BEGIN Data excerpt
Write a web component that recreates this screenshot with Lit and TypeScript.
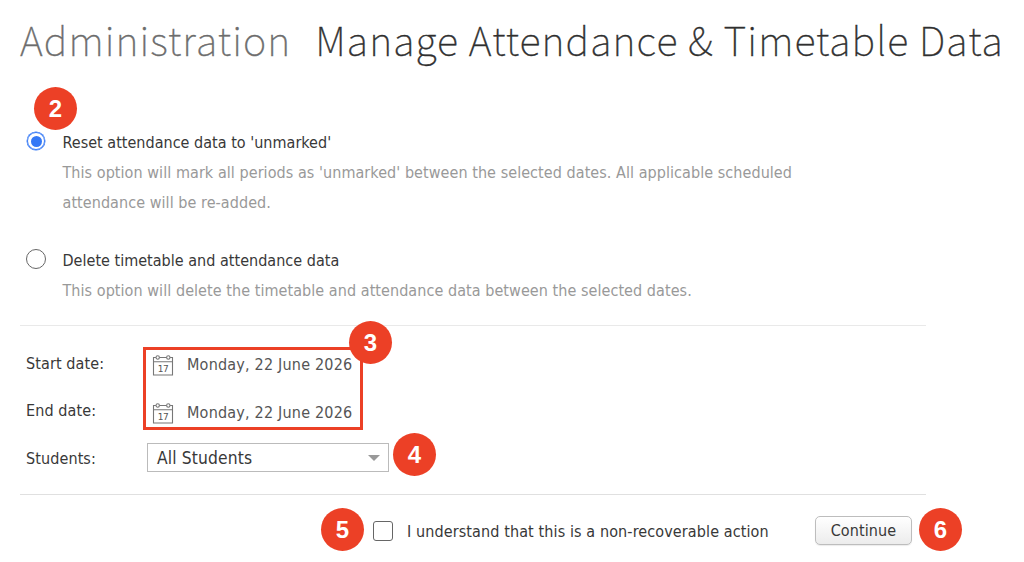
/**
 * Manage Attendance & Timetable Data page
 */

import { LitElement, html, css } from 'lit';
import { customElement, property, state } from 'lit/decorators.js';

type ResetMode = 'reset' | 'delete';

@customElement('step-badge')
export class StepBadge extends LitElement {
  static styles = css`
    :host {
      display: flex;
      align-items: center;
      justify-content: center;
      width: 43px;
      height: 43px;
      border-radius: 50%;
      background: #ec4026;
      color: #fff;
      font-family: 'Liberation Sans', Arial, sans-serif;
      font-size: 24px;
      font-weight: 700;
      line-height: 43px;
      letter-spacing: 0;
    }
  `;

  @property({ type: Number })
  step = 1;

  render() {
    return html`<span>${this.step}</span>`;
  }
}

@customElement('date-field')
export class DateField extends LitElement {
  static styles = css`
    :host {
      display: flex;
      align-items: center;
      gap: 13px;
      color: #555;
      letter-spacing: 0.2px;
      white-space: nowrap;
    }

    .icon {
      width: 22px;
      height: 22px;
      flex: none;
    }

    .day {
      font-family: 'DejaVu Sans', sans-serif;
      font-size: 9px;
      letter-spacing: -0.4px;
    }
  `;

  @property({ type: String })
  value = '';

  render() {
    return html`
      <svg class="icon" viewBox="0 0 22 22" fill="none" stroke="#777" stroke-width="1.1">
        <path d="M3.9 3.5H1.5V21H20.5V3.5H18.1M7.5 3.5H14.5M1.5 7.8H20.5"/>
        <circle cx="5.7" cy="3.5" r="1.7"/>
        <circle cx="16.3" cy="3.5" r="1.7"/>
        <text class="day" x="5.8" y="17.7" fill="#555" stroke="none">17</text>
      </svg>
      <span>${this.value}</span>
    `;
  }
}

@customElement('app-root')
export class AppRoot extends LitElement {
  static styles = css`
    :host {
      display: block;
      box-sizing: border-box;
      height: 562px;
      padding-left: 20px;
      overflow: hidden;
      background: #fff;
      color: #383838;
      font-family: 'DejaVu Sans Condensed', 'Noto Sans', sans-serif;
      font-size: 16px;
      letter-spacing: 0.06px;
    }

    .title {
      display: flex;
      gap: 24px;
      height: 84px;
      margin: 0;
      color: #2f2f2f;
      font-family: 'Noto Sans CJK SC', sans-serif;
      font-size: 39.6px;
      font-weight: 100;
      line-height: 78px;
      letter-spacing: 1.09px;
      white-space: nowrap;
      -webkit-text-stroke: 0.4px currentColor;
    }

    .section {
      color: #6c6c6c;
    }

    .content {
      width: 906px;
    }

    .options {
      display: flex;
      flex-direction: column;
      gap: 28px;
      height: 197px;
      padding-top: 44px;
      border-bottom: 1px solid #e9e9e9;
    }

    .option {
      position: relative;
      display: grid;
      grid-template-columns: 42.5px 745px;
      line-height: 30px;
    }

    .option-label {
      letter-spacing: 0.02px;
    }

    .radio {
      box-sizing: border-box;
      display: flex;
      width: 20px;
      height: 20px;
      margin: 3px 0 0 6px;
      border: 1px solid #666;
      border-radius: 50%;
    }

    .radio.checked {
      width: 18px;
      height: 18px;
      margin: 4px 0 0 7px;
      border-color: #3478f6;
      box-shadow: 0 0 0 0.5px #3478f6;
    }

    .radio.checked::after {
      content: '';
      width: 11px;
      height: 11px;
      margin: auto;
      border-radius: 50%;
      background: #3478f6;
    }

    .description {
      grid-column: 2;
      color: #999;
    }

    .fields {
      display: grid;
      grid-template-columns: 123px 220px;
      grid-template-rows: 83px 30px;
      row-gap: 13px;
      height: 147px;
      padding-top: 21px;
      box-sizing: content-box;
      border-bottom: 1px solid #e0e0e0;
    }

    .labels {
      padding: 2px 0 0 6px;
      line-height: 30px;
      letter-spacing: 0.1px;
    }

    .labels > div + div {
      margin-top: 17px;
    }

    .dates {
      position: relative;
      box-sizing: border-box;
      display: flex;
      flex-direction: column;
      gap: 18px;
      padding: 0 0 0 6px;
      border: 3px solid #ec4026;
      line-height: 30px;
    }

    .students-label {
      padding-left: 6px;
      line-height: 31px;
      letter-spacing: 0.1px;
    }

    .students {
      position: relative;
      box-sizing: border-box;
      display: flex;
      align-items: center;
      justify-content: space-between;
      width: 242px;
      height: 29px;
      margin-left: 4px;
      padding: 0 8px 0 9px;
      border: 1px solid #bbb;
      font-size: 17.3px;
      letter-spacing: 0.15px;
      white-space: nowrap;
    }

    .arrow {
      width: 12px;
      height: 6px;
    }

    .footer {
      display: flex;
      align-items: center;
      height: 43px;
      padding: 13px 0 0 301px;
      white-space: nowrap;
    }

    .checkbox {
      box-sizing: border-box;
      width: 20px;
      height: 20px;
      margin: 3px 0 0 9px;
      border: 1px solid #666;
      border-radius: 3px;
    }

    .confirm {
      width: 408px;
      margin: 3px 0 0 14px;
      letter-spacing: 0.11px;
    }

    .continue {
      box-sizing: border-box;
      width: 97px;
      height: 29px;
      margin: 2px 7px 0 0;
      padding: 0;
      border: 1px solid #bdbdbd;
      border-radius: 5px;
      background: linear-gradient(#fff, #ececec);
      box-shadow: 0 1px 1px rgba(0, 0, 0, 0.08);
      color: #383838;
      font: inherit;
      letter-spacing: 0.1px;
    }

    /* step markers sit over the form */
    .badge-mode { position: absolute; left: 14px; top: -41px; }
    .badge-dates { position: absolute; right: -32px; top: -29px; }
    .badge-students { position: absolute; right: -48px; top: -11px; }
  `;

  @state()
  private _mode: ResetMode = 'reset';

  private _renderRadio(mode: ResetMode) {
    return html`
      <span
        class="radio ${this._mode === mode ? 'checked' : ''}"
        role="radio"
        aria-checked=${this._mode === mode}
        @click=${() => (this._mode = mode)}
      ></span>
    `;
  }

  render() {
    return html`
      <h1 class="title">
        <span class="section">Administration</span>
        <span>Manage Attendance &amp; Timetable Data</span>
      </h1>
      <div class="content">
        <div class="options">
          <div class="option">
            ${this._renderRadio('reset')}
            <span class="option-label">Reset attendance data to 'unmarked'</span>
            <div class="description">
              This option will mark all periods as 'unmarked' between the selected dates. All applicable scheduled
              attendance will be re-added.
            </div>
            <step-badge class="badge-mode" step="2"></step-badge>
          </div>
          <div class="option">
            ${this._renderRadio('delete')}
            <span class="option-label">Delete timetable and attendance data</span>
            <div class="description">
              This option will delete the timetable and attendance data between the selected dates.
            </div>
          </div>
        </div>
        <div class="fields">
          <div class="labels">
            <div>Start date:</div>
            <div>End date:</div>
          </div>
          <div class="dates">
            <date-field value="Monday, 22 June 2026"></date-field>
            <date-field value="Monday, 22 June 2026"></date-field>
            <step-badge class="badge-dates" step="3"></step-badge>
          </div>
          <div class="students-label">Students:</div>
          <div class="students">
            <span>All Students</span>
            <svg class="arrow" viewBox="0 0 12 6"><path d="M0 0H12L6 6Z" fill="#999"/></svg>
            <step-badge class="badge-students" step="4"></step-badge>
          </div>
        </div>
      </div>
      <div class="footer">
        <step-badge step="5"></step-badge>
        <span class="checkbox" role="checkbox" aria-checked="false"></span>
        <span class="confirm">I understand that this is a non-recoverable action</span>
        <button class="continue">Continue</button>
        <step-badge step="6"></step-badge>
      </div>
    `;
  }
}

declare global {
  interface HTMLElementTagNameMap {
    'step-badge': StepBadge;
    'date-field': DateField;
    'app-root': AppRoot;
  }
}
END Data excerpt
Problem description:
Exactly as written, please give again the lines from the beginning of the listing through the line containing "type ResetMode = 'reset' | 'delete';", inclusive, without any pictures.

Task answer:
Write a web component that recreates this screenshot with Lit and TypeScript.
/**
 * Manage Attendance & Timetable Data page
 */

import { LitElement, html, css } from 'lit';
import { customElement, property, state } from 'lit/decorators.js';

type ResetMode = 'reset' | 'delete';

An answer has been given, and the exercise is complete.